The present invention relates to a multi-stage detection system in a digital demodulator for demodulating a received signal by differential detection.
Digital demodulators are widely used in the telecommunication field. A digital modulator which demodulates a received signal by differential detection can be efficiently used in a mobile communication system. The signal to be received by the digital demodulator is transmitted as a transmitted signal from a transmitter. For example, this transmitted signal is produced by differential phase shift keying in the transmitter. That is, the transmitted signal has phase information.

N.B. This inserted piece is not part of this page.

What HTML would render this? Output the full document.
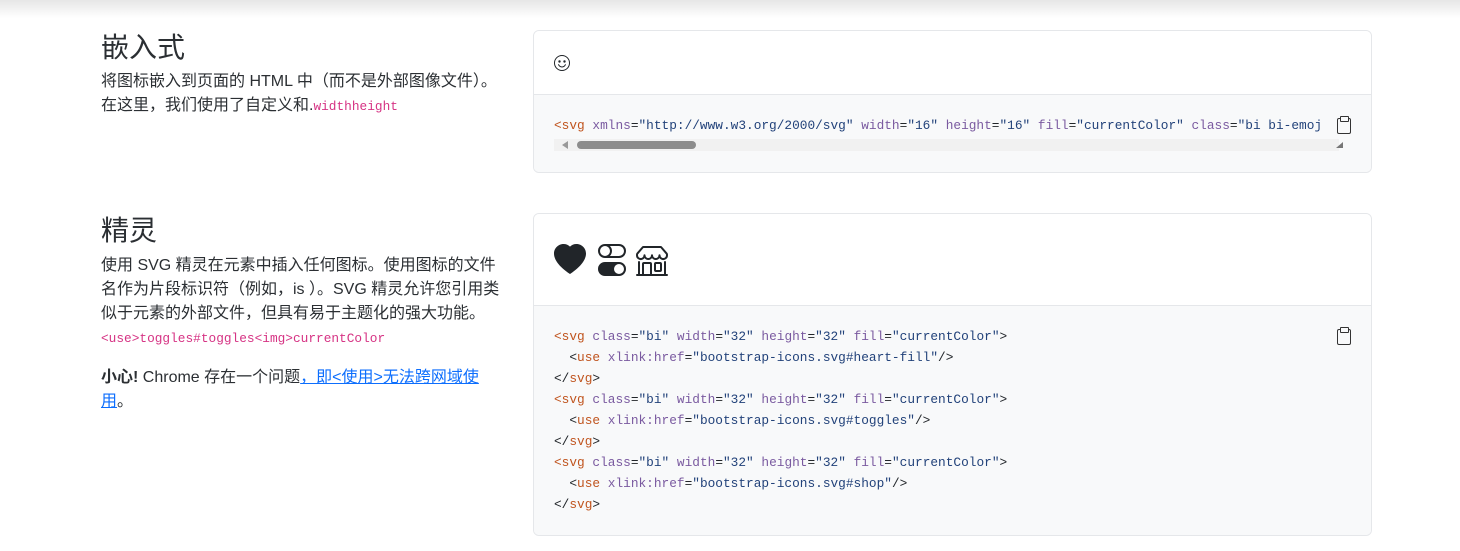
<!DOCTYPE html>
<html><head><meta charset="utf-8">
<style>
*{margin:0;padding:0;box-sizing:border-box}
body{width:1460px;height:551px;overflow:hidden;background:#fff;font-family:"Liberation Sans","Noto Sans CJK SC",sans-serif;color:#2b2f33;position:relative}
.shadow{position:absolute;left:0;top:0;width:1460px;height:18px;background:linear-gradient(#e6e6e6,#fff)}
.l{position:absolute;left:101px;font-size:16px;line-height:24px;white-space:nowrap}
h2{font-size:28px;font-weight:400;line-height:34px;margin-bottom:4px}
code{font-family:"Liberation Mono",monospace;font-size:12.8px;color:#d63384}
a{color:#0d6efd;text-decoration:underline}
.card{position:absolute;left:533px;width:839px;border:1px solid #e5e7ea;border-radius:6px;overflow:hidden}
.top{background:#fff;border-bottom:1px solid #e5e7ea}
.codebox{background:#f8f9fa;position:relative}
.code{font-family:"Liberation Mono",monospace;font-size:12.8px;line-height:21px;white-space:pre;color:#212529}
.t{color:#c0541e}.a{color:#7a5aa0}.s{color:#22427a}
.clip{position:absolute;right:20px;width:14px;height:16px;border:1.5px solid #333;border-radius:2px}
.clip:before{content:"";position:absolute;left:2px;top:-3px;width:7px;height:4px;border:1.5px solid #333;border-radius:1px;background:#f8f9fa}
</style></head><body>
<div class="shadow"></div>
<div class="l" style="top:31px"><h2>嵌入式</h2>
<div style="margin-top:5px">将图标嵌入到页面的 HTML 中（而不是外部图像文件）。<br>在这里，我们使用了自定义和.<code>widthheight</code></div></div>

<div class="l" style="top:214px"><h2>精灵</h2>
<div style="margin-top:6px">使用 SVG 精灵在元素中插入任何图标。使用图标的文件<br>名作为片段标识符（例如，is ）。SVG 精灵允许您引用类<br>似于元素的外部文件，但具有易于主题化的强大功能。<br><code>&lt;use&gt;toggles#toggles&lt;img&gt;currentColor</code></div>
<div style="margin-top:15px"><b>小心!</b> Chrome 存在一个问题<a>，即&lt;使用&gt;无法跨网域使</a><br><a>用</a>。</div></div>

<div class="card" style="top:30px;height:143px">
<div class="top" style="height:64px;position:relative">
<svg style="position:absolute;left:20px;top:24px" width="16" height="16" viewBox="0 0 16 16" fill="#212529"><path d="M8 15A7 7 0 1 1 8 1a7 7 0 0 1 0 14zm0 1A8 8 0 1 0 8 0a8 8 0 0 0 0 16z"/><path d="M4.3 9.2a.5.5 0 0 1 .7.2A3.5 3.5 0 0 0 8 11.5a3.5 3.5 0 0 0 3-2.1.5.5 0 0 1 .9.4A4.5 4.5 0 0 1 8 12.5a4.5 4.5 0 0 1-3.9-2.6.5.5 0 0 1 .2-.7z"/><circle cx="5.5" cy="6.5" r="1.2"/><circle cx="10.5" cy="6.5" r="1.2"/></svg>
</div>
<div class="codebox" style="height:78px">
<div class="code" style="position:absolute;left:20px;top:20px"><span class="t">&lt;svg</span> <span class="a">xmlns</span>=<span class="s">"http://www.w3.org/2000/svg"</span> <span class="a">width</span>=<span class="s">"16"</span> <span class="a">height</span>=<span class="s">"16"</span> <span class="a">fill</span>=<span class="s">"currentColor"</span> <span class="a">class</span>=<span class="s">"bi bi-emoj</span></div>
<div class="clip" style="top:23px"></div>
<div style="position:absolute;left:20px;top:44px;width:785px;height:12px;background:#f1f1f1"></div>
<div style="position:absolute;left:28px;top:46px;width:0;height:0;border-top:4px solid transparent;border-bottom:4px solid transparent;border-right:6px solid #999"></div>
<div style="position:absolute;left:43px;top:46px;width:119px;height:8px;border-radius:4px;background:#8c8c8c"></div>
<div style="position:absolute;left:802px;top:47px;width:0;height:0;border-left:7px solid transparent;border-bottom:6px solid #777"></div>
</div></div>

<div class="card" style="top:213px;height:323px">
<div class="top" style="height:92px;position:relative">
<svg style="position:absolute;left:20px;top:30px" width="32" height="32" viewBox="0 0 16 16" fill="#212529"><path fill-rule="evenodd" d="M8 1.314C12.438-3.248 23.534 4.735 8 15-7.534 4.736 3.562-3.248 8 1.314z"/></svg>
<svg style="position:absolute;left:62px;top:30px" width="32" height="32" viewBox="0 0 16 16" fill="#212529"><path d="M4.5 9a3.5 3.5 0 1 0 0 7h7a3.5 3.5 0 1 0 0-7h-7zm7 6a2.5 2.5 0 1 1 0-5 2.5 2.5 0 0 1 0 5zm-7-14a2.5 2.5 0 1 0 0 5 2.5 2.5 0 0 0 0-5zm2.45 0A3.49 3.49 0 0 1 8 3.5 3.49 3.49 0 0 1 6.95 6h4.55a2.5 2.5 0 0 0 0-5H6.95zM4.5 0h7a3.5 3.5 0 1 1 0 7h-7a3.5 3.5 0 1 1 0-7z"/></svg>
<svg style="position:absolute;left:102px;top:30px" width="32" height="32" viewBox="0 0 16 16" fill="#212529"><path d="M2.97 1.35A1 1 0 0 1 3.730 1h8.54a1 1 0 0 1 .76.35l2.609 3.044A1.5 1.5 0 0 1 16 5.37v.255a2.375 2.375 0 0 1-4.250 1.458A2.371 2.371 0 0 1 9.875 8 2.370 2.370 0 0 1 8 7.083 2.370 2.370 0 0 1 6.125 8a2.370 2.370 0 0 1-1.875-.917A2.375 2.375 0 0 1 0 5.625V5.370a1.500 1.500 0 0 1 .361-.976l2.610-3.045zm1.780 4.275a1.375 1.375 0 0 0 2.750 0 .5.5 0 0 1 1 0 1.375 1.375 0 0 0 2.750 0 .5.5 0 0 1 1 0 1.375 1.375 0 1 0 2.750 0V5.370a.5.5 0 0 0-.120-.325L12.270 2H3.730L1.120 5.045A.5.5 0 0 0 1 5.370v.255a1.375 1.375 0 0 0 2.750 0 .5.5 0 0 1 1 0zM1.500 8.500A.5.5 0 0 1 2 9v6h1v-5a1 1 0 0 1 1-1h3a1 1 0 0 1 1 1v5h6V9a.5.5 0 0 1 1 0v6h.5a.5.5 0 0 1 0 1H.5a.5.5 0 0 1 0-1H1V9a.5.5 0 0 1 .5-.5zM4 15h3v-5H4v5zm5-5a1 1 0 0 1 1-1h2a1 1 0 0 1 1 1v3a1 1 0 0 1-1 1h-2a1 1 0 0 1-1-1v-3zm3 0h-2v3h2v-3z"/></svg>
</div>
<div class="codebox" style="height:230px">
<div class="clip" style="top:23px"></div>
<div class="code" style="position:absolute;left:20px;top:20px"><span class="t">&lt;svg</span> <span class="a">class</span>=<span class="s">"bi"</span> <span class="a">width</span>=<span class="s">"32"</span> <span class="a">height</span>=<span class="s">"32"</span> <span class="a">fill</span>=<span class="s">"currentColor"</span>&gt;
  &lt;<span class="t">use</span> <span class="a">xlink:href</span>=<span class="s">"bootstrap-icons.svg#heart-fill"</span>/&gt;
&lt;/<span class="t">svg</span>&gt;
<span class="t">&lt;svg</span> <span class="a">class</span>=<span class="s">"bi"</span> <span class="a">width</span>=<span class="s">"32"</span> <span class="a">height</span>=<span class="s">"32"</span> <span class="a">fill</span>=<span class="s">"currentColor"</span>&gt;
  &lt;<span class="t">use</span> <span class="a">xlink:href</span>=<span class="s">"bootstrap-icons.svg#toggles"</span>/&gt;
&lt;/<span class="t">svg</span>&gt;
<span class="t">&lt;svg</span> <span class="a">class</span>=<span class="s">"bi"</span> <span class="a">width</span>=<span class="s">"32"</span> <span class="a">height</span>=<span class="s">"32"</span> <span class="a">fill</span>=<span class="s">"currentColor"</span>&gt;
  &lt;<span class="t">use</span> <span class="a">xlink:href</span>=<span class="s">"bootstrap-icons.svg#shop"</span>/&gt;
&lt;/<span class="t">svg</span>&gt;</div></div></div>
</body></html>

The coherent detection methods obtain the phase information by reproducing the carrier frequency and phase correctly (see, for example, Y. Matsumoto, S. Kubota and S. Kato, "A New Burst Coherent Demodulator for Microcellular TDMA/TDD Systems", IEICE Trans. Commun. Vol. E77-B, No. 7, pp. 927-933, July, 1994). If the carrier frequency and phase can be reproduced correctly, the demodulation characteristics are superior to that of the other kind of demodulators. However, it is complicated to realize the carrier synchronization and since the modulated signal is always transmitted under a fading environment in mobile communication, it is also quite difficult to reproduce the carrier frequency and phase exactly.
The conventional differential detection methods calculate the phase difference between the two adjacent symbols of the received signal (see, for example, C. Liu and K. Feher, "Proposed .pi./4-QPSK with Increased Capacity in Digital Cellular Systems", ICC'92, pp. 316-318, 1992, and H. Tomita, Y. Yokoyama, T. Matsuki, "DIGITAL INTERMEDIATE FREQUENCY DEMODULATION TECHNIQUE FOR CELLULAR COMMUNICATION SYSTEMS", IEEE GLOBECOM'90, San Diego, Calif., pp. 1827-1831, December 1990), and a decision rule is used to obtain the transmitted information. Although the differential detection methods are effective under the fading environment, the static characteristics are inferior to those of the coherent detector.
The multiple-symbol method uses more than two symbols for improving the static characteristics of the above differential detectors (see, for example, D. Divsalar and M. Simon, "Multiple-Symbol Differential Detection of MPSK", IEEE Trans. Commun. Vol. 38, No. 3, pp. 300-308, March 1990). However, it becomes very complicated to realize the multiple-symbols detector.